— Exercise goal —
Once the pictures are set aside, transcribe the remaining data exactly.

____

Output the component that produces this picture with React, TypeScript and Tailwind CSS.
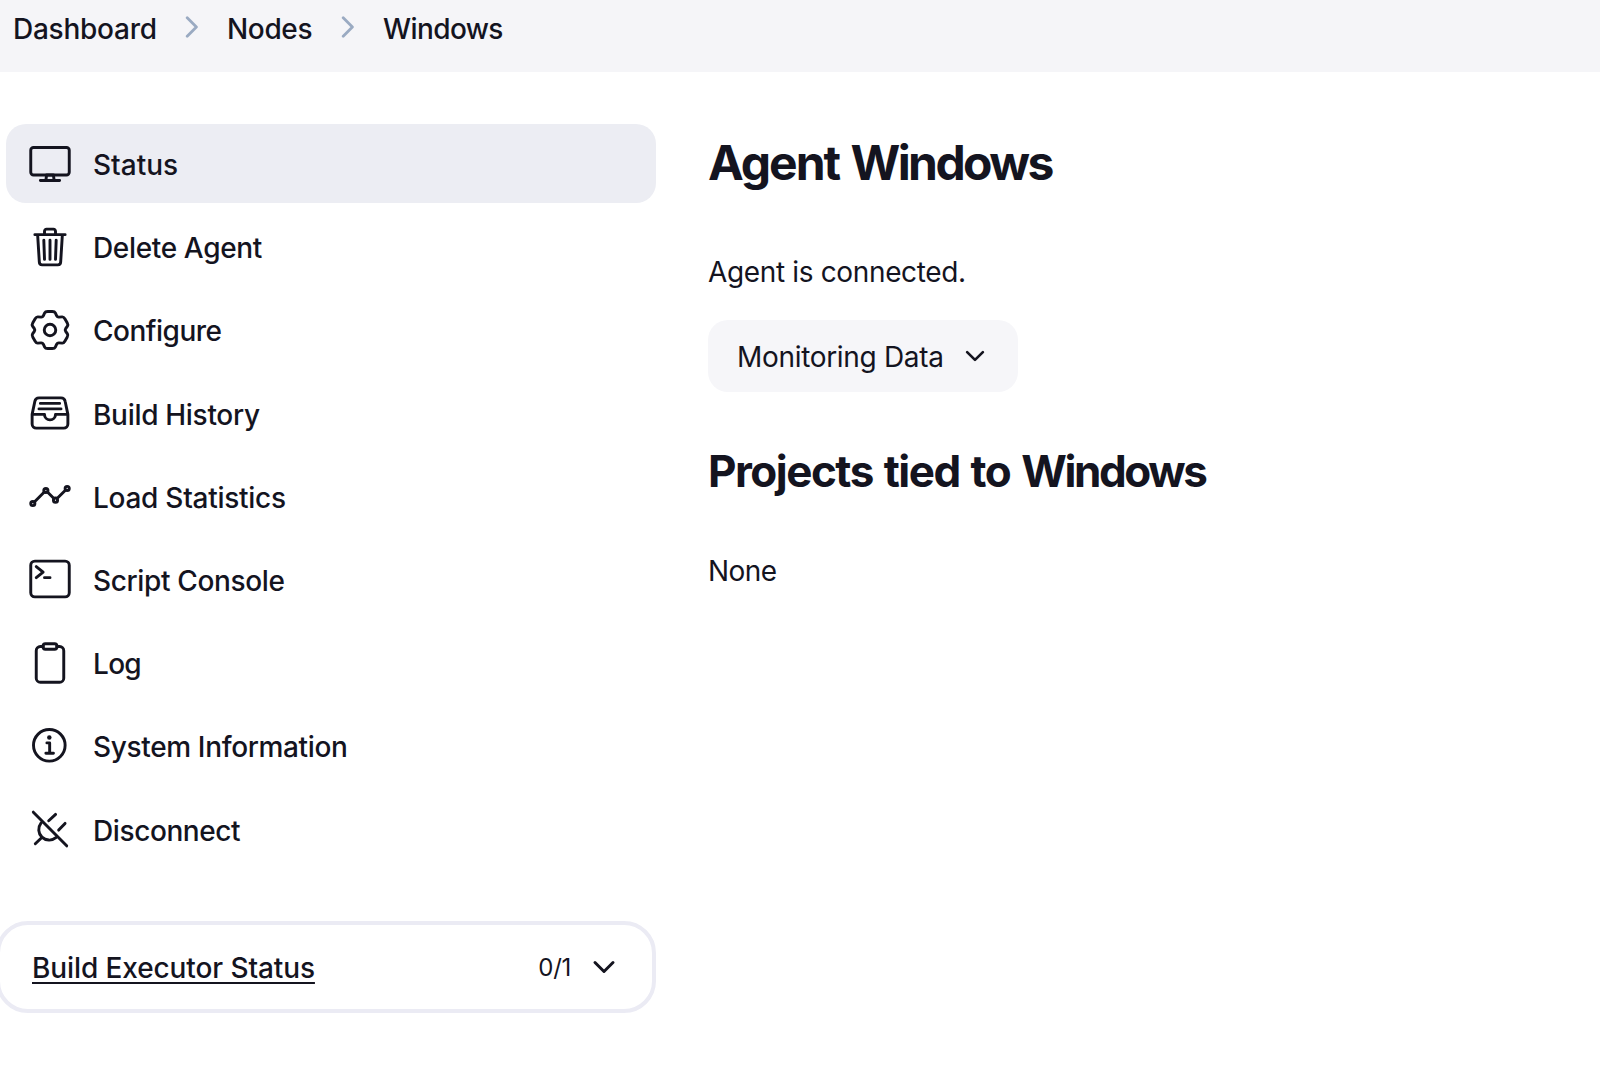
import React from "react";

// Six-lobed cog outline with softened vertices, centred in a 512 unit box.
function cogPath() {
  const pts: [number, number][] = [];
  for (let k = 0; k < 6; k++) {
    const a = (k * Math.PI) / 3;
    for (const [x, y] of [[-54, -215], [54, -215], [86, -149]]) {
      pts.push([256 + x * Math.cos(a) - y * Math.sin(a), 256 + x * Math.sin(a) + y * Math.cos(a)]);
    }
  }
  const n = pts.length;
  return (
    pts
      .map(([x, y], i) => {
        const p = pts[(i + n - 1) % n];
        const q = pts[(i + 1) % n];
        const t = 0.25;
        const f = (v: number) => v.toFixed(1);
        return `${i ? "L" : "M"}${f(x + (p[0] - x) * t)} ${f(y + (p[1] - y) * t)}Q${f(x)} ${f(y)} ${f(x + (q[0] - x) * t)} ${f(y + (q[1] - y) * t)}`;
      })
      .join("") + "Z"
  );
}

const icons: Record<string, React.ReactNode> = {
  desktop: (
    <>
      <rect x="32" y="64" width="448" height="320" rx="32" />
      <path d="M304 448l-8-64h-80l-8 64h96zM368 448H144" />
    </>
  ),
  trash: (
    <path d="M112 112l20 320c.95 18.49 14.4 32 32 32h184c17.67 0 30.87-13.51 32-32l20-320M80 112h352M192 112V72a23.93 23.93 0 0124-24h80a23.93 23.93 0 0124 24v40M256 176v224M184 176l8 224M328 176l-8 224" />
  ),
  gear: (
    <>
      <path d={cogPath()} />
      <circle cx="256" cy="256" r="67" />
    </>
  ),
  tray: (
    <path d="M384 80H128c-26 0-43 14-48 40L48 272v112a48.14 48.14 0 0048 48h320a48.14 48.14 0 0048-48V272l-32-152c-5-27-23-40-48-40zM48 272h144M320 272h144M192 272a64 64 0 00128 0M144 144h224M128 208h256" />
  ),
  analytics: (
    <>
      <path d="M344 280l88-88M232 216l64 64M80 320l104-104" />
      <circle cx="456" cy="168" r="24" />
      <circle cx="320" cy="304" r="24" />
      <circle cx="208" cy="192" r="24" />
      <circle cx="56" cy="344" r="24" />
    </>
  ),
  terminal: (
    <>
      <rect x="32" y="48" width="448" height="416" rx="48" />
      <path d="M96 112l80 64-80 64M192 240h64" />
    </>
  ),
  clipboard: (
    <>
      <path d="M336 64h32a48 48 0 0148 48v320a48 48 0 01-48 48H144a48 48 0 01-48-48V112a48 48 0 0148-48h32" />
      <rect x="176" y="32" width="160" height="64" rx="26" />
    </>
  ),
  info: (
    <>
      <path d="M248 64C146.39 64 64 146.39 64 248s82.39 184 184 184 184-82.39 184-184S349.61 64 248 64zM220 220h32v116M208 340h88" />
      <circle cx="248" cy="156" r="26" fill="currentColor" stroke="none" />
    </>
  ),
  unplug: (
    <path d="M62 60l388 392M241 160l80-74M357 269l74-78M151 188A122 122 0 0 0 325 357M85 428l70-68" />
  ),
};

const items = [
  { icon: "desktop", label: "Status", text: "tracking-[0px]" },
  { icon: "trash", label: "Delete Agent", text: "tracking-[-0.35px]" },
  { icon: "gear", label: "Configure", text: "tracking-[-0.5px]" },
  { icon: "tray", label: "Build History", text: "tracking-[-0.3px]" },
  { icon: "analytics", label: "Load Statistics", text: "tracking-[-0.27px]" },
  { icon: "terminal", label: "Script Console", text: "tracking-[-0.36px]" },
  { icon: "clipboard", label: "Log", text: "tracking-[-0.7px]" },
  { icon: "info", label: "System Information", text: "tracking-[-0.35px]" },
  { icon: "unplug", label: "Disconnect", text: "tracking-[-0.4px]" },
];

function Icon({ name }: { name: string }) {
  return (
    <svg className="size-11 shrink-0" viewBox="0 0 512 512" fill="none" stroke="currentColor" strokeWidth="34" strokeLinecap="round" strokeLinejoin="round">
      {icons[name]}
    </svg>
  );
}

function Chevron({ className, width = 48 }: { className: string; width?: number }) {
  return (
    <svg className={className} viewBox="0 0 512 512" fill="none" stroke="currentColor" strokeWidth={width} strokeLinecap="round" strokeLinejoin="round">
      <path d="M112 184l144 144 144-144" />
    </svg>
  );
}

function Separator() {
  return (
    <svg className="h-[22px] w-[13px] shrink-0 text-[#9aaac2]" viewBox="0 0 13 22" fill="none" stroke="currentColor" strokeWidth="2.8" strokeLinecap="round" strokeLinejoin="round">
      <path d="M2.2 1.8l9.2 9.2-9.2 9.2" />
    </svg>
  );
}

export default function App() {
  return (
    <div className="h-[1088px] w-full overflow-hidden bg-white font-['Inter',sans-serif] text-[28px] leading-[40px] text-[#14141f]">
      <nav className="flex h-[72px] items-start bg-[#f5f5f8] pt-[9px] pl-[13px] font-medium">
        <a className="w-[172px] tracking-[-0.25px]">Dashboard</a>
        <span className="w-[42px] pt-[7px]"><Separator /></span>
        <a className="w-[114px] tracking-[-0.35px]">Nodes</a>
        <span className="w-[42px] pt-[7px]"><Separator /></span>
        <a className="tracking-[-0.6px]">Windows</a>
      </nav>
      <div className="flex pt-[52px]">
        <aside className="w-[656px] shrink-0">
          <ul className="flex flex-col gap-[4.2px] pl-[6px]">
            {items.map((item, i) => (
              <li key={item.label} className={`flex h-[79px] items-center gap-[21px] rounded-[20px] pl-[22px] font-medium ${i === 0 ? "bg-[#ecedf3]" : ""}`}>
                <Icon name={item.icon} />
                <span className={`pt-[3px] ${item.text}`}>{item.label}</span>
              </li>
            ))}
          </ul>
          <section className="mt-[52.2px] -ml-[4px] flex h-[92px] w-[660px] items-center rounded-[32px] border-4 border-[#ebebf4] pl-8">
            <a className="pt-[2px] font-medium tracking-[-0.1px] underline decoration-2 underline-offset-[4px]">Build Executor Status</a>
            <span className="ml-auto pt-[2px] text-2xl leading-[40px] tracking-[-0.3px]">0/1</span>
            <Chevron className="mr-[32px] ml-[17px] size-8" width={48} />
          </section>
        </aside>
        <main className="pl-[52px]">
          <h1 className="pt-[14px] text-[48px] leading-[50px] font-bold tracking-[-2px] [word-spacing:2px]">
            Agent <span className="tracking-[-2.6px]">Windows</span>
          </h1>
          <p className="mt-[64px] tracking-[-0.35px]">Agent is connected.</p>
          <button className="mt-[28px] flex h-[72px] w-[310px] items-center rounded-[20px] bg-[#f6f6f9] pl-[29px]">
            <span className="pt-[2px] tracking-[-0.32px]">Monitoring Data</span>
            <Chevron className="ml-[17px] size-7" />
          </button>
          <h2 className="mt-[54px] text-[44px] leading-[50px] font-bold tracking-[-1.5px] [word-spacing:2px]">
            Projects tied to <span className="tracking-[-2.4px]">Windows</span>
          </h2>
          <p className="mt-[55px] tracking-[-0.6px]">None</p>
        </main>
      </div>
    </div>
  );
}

____

— Exercise result —
Output the component that produces this picture with React, TypeScript and Tailwind CSS.
import React from "react";

// Six-lobed cog outline with softened vertices, centred in a 512 unit box.
function cogPath() {
  const pts: [number, number][] = [];
  for (let k = 0; k < 6; k++) {
    const a = (k * Math.PI) / 3;
    for (const [x, y] of [[-54, -215], [54, -215], [86, -149]]) {
      pts.push([256 + x * Math.cos(a) - y * Math.sin(a), 256 + x * Math.sin(a) + y * Math.cos(a)]);
    }
  }
  const n = pts.length;
  return (
    pts
      .map(([x, y], i) => {
        const p = pts[(i + n - 1) % n];
        const q = pts[(i + 1) % n];
        const t = 0.25;
        const f = (v: number) => v.toFixed(1);
        return `${i ? "L" : "M"}${f(x + (p[0] - x) * t)} ${f(y + (p[1] - y) * t)}Q${f(x)} ${f(y)} ${f(x + (q[0] - x) * t)} ${f(y + (q[1] - y) * t)}`;
      })
      .join("") + "Z"
  );
}

const icons: Record<string, React.ReactNode> = {
  desktop: (
    <>
      <rect x="32" y="64" width="448" height="320" rx="32" />
      <path d="M304 448l-8-64h-80l-8 64h96zM368 448H144" />
    </>
  ),
  trash: (
    <path d="M112 112l20 320c.95 18.49 14.4 32 32 32h184c17.67 0 30.87-13.51 32-32l20-320M80 112h352M192 112V72a23.93 23.93 0 0124-24h80a23.93 23.93 0 0124 24v40M256 176v224M184 176l8 224M328 176l-8 224" />
  ),
  gear: (
    <>
      <path d={cogPath()} />
      <circle cx="256" cy="256" r="67" />
    </>
  ),
  tray: (
    <path d="M384 80H128c-26 0-43 14-48 40L48 272v112a48.14 48.14 0 0048 48h320a48.14 48.14 0 0048-48V272l-32-152c-5-27-23-40-48-40zM48 272h144M320 272h144M192 272a64 64 0 00128 0M144 144h224M128 208h256" />
  ),
  analytics: (
    <>
      <path d="M344 280l88-88M232 216l64 64M80 320l104-104" />
      <circle cx="456" cy="168" r="24" />
      <circle cx="320" cy="304" r="24" />
      <circle cx="208" cy="192" r="24" />
      <circle cx="56" cy="344" r="24" />
    </>
  ),
  terminal: (
    <>
      <rect x="32" y="48" width="448" height="416" rx="48" />
      <path d="M96 112l80 64-80 64M192 240h64" />
    </>
  ),
  clipboard: (
    <>
      <path d="M336 64h32a48 48 0 0148 48v320a48 48 0 01-48 48H144a48 48 0 01-48-48V112a48 48 0 0148-48h32" />
      <rect x="176" y="32" width="160" height="64" rx="26" />
    </>
  ),
  info: (
    <>
      <path d="M248 64C146.39 64 64 146.39 64 248s82.39 184 184 184 184-82.39 184-184S349.61 64 248 64zM220 220h32v116M208 340h88" />
      <circle cx="248" cy="156" r="26" fill="currentColor" stroke="none" />
    </>
  ),
  unplug: (
    <path d="M62 60l388 392M241 160l80-74M357 269l74-78M151 188A122 122 0 0 0 325 357M85 428l70-68" />
  ),
};

const items = [
  { icon: "desktop", label: "Status", text: "tracking-[0px]" },
  { icon: "trash", label: "Delete Agent", text: "tracking-[-0.35px]" },
  { icon: "gear", label: "Configure", text: "tracking-[-0.5px]" },
  { icon: "tray", label: "Build History", text: "tracking-[-0.3px]" },
  { icon: "analytics", label: "Load Statistics", text: "tracking-[-0.27px]" },
  { icon: "terminal", label: "Script Console", text: "tracking-[-0.36px]" },
  { icon: "clipboard", label: "Log", text: "tracking-[-0.7px]" },
  { icon: "info", label: "System Information", text: "tracking-[-0.35px]" },
  { icon: "unplug", label: "Disconnect", text: "tracking-[-0.4px]" },
];

function Icon({ name }: { name: string }) {
  return (
    <svg className="size-11 shrink-0" viewBox="0 0 512 512" fill="none" stroke="currentColor" strokeWidth="34" strokeLinecap="round" strokeLinejoin="round">
      {icons[name]}
    </svg>
  );
}

function Chevron({ className, width = 48 }: { className: string; width?: number }) {
  return (
    <svg className={className} viewBox="0 0 512 512" fill="none" stroke="currentColor" strokeWidth={width} strokeLinecap="round" strokeLinejoin="round">
      <path d="M112 184l144 144 144-144" />
    </svg>
  );
}

function Separator() {
  return (
    <svg className="h-[22px] w-[13px] shrink-0 text-[#9aaac2]" viewBox="0 0 13 22" fill="none" stroke="currentColor" strokeWidth="2.8" strokeLinecap="round" strokeLinejoin="round">
      <path d="M2.2 1.8l9.2 9.2-9.2 9.2" />
    </svg>
  );
}

export default function App() {
  return (
    <div className="h-[1088px] w-full overflow-hidden bg-white font-['Inter',sans-serif] text-[28px] leading-[40px] text-[#14141f]">
      <nav className="flex h-[72px] items-start bg-[#f5f5f8] pt-[9px] pl-[13px] font-medium">
        <a className="w-[172px] tracking-[-0.25px]">Dashboard</a>
        <span className="w-[42px] pt-[7px]"><Separator /></span>
        <a className="w-[114px] tracking-[-0.35px]">Nodes</a>
        <span className="w-[42px] pt-[7px]"><Separator /></span>
        <a className="tracking-[-0.6px]">Windows</a>
      </nav>
      <div className="flex pt-[52px]">
        <aside className="w-[656px] shrink-0">
          <ul className="flex flex-col gap-[4.2px] pl-[6px]">
            {items.map((item, i) => (
              <li key={item.label} className={`flex h-[79px] items-center gap-[21px] rounded-[20px] pl-[22px] font-medium ${i === 0 ? "bg-[#ecedf3]" : ""}`}>
                <Icon name={item.icon} />
                <span className={`pt-[3px] ${item.text}`}>{item.label}</span>
              </li>
            ))}
          </ul>
          <section className="mt-[52.2px] -ml-[4px] flex h-[92px] w-[660px] items-center rounded-[32px] border-4 border-[#ebebf4] pl-8">
            <a className="pt-[2px] font-medium tracking-[-0.1px] underline decoration-2 underline-offset-[4px]">Build Executor Status</a>
            <span className="ml-auto pt-[2px] text-2xl leading-[40px] tracking-[-0.3px]">0/1</span>
            <Chevron className="mr-[32px] ml-[17px] size-8" width={48} />
          </section>
        </aside>
        <main className="pl-[52px]">
          <h1 className="pt-[14px] text-[48px] leading-[50px] font-bold tracking-[-2px] [word-spacing:2px]">
            Agent <span className="tracking-[-2.6px]">Windows</span>
          </h1>
          <p className="mt-[64px] tracking-[-0.35px]">Agent is connected.</p>
          <button className="mt-[28px] flex h-[72px] w-[310px] items-center rounded-[20px] bg-[#f6f6f9] pl-[29px]">
            <span className="pt-[2px] tracking-[-0.32px]">Monitoring Data</span>
            <Chevron className="ml-[17px] size-7" />
          </button>
          <h2 className="mt-[54px] text-[44px] leading-[50px] font-bold tracking-[-1.5px] [word-spacing:2px]">
            Projects tied to <span className="tracking-[-2.4px]">Windows</span>
          </h2>
          <p className="mt-[55px] tracking-[-0.6px]">None</p>
        </main>
      </div>
    </div>
  );
}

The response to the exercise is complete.